Instruction
Tally the lines below that contain "this". The number is the whole answer.

(Rows from a dataset of pages and code)
━━━

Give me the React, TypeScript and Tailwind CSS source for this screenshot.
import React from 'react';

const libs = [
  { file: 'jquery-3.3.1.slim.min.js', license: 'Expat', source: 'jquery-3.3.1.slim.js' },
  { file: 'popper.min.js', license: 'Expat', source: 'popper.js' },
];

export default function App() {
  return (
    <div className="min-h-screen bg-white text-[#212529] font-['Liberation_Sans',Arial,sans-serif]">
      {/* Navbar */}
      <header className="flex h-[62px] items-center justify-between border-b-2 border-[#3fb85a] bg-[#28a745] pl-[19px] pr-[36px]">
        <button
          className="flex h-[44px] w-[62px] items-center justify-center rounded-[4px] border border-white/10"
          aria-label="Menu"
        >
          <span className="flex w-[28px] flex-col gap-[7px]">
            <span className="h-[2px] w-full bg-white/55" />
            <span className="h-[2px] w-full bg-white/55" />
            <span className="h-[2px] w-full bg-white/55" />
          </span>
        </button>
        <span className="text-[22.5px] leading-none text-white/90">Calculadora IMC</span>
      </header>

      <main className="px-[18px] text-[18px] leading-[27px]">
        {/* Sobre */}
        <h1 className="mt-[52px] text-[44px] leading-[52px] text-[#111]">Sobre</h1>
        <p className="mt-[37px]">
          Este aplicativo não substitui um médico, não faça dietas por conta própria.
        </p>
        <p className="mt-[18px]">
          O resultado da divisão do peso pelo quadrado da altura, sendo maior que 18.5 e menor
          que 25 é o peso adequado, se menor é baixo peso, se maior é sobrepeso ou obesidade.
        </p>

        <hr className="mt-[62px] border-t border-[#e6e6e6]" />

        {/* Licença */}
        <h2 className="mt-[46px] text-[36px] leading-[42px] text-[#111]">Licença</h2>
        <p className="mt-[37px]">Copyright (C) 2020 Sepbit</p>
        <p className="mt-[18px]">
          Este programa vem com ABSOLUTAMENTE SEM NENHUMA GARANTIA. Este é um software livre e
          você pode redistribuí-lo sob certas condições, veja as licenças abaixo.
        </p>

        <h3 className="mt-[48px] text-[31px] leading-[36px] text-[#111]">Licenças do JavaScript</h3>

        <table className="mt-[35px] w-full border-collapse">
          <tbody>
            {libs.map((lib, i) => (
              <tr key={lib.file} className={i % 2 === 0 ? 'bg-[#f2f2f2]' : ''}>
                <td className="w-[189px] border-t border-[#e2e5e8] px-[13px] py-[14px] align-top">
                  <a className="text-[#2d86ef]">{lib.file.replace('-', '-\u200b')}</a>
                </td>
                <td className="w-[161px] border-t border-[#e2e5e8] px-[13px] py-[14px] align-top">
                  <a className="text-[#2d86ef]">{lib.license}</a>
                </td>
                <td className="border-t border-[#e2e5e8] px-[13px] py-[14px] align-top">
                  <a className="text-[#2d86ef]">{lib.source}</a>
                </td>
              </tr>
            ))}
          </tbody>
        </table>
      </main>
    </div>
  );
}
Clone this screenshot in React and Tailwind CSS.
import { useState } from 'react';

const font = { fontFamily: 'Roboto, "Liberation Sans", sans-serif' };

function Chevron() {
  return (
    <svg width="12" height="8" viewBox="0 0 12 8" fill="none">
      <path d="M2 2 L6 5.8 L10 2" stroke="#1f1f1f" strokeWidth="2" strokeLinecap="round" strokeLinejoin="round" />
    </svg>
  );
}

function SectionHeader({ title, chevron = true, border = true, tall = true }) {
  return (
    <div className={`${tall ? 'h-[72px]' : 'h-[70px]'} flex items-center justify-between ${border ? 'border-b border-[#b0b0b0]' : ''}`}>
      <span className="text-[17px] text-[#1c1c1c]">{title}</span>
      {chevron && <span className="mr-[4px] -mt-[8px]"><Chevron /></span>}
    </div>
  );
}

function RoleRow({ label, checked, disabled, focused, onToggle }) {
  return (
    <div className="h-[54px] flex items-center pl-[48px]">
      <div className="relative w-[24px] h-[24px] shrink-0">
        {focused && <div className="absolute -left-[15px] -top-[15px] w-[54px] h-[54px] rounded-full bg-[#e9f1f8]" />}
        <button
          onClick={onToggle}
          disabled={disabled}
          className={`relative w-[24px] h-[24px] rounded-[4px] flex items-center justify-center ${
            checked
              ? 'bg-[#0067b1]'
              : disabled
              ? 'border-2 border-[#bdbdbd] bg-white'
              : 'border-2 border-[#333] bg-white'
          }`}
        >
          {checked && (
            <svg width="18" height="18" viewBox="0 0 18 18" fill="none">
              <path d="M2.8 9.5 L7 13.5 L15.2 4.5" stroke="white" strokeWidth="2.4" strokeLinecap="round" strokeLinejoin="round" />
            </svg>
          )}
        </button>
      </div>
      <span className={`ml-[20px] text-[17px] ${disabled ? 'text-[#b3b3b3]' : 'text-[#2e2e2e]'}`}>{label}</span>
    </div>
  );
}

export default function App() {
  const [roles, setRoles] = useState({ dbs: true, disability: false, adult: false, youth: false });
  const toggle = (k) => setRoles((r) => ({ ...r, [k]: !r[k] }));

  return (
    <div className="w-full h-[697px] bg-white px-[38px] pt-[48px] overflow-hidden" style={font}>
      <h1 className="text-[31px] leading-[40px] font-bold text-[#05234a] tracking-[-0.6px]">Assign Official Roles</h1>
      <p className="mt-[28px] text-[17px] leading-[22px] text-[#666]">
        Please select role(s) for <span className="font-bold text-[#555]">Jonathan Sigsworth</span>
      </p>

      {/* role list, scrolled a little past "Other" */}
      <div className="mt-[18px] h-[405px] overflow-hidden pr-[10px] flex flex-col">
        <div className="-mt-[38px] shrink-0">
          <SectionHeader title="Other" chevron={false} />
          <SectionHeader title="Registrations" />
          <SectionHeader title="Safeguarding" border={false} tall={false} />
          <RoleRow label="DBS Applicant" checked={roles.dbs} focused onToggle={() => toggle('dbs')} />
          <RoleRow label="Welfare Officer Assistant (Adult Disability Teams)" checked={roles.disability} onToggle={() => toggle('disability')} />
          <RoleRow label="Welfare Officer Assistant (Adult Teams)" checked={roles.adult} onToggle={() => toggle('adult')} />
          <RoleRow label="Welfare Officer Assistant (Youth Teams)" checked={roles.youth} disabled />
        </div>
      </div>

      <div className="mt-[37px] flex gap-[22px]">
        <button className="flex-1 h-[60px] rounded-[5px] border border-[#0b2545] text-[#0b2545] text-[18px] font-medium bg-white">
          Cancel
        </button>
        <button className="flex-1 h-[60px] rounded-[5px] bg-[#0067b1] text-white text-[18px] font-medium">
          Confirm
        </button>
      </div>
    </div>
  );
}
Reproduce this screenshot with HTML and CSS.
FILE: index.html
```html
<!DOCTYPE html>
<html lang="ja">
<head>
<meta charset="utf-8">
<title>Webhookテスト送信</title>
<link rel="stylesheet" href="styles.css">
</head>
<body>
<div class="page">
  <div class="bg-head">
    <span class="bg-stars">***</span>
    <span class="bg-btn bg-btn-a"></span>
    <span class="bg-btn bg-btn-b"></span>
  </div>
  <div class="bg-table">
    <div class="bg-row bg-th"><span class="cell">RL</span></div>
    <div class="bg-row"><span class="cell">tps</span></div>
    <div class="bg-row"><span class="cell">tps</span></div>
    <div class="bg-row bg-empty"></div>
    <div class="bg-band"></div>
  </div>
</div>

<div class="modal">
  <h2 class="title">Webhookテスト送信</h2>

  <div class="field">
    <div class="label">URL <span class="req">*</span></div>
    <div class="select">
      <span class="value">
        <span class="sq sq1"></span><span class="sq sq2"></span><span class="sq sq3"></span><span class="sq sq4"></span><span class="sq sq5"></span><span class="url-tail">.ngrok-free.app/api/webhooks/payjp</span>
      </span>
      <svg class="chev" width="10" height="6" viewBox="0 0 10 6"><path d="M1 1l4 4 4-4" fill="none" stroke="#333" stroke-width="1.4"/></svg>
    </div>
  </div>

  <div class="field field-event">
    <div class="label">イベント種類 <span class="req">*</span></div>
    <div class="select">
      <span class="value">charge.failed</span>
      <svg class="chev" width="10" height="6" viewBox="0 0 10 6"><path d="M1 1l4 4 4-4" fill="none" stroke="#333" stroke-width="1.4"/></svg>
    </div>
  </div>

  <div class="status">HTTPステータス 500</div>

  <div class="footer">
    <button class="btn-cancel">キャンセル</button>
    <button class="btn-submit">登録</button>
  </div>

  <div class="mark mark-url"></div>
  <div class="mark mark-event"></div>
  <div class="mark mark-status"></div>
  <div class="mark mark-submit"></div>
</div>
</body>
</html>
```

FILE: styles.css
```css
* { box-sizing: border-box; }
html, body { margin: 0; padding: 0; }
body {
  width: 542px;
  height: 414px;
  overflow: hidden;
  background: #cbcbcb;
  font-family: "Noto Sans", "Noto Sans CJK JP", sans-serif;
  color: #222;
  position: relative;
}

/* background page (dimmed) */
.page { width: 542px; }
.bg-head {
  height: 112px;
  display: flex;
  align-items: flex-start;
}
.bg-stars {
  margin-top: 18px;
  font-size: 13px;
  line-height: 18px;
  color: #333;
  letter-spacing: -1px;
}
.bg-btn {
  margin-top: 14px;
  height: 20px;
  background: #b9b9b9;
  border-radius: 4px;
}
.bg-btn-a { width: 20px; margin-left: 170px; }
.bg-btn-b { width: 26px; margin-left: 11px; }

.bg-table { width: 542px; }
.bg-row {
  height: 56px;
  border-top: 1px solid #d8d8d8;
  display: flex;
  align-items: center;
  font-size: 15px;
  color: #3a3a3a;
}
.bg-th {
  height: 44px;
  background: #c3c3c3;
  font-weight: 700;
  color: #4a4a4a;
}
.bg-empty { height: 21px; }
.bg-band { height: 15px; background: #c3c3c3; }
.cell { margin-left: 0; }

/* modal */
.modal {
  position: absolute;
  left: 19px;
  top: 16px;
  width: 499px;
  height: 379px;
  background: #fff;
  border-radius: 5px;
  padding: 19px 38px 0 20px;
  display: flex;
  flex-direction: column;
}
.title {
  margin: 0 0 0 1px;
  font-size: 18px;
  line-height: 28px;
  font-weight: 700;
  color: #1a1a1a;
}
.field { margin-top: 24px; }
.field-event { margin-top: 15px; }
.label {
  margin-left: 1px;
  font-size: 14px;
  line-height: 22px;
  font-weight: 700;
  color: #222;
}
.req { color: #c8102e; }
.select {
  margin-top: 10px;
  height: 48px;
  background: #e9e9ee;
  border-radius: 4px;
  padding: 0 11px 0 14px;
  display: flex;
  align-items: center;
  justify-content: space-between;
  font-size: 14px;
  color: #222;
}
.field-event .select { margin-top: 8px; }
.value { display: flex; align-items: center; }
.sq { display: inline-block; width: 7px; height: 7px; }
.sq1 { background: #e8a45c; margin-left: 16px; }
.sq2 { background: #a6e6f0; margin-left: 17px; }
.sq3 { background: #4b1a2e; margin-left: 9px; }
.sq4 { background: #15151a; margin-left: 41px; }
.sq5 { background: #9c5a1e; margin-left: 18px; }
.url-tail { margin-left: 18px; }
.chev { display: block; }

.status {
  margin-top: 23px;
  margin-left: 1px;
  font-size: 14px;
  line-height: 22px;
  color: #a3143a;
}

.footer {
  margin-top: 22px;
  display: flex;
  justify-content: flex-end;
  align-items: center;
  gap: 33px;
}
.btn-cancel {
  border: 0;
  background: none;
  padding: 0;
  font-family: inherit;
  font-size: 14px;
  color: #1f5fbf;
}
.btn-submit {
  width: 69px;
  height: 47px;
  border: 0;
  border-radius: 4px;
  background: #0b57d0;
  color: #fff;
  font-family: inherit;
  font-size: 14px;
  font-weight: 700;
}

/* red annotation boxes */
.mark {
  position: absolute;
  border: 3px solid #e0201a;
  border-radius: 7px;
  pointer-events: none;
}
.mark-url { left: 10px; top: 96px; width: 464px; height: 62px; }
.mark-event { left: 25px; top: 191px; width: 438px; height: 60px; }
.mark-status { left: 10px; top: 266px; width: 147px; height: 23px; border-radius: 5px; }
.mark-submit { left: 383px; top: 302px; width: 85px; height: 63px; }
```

━━━

Result
3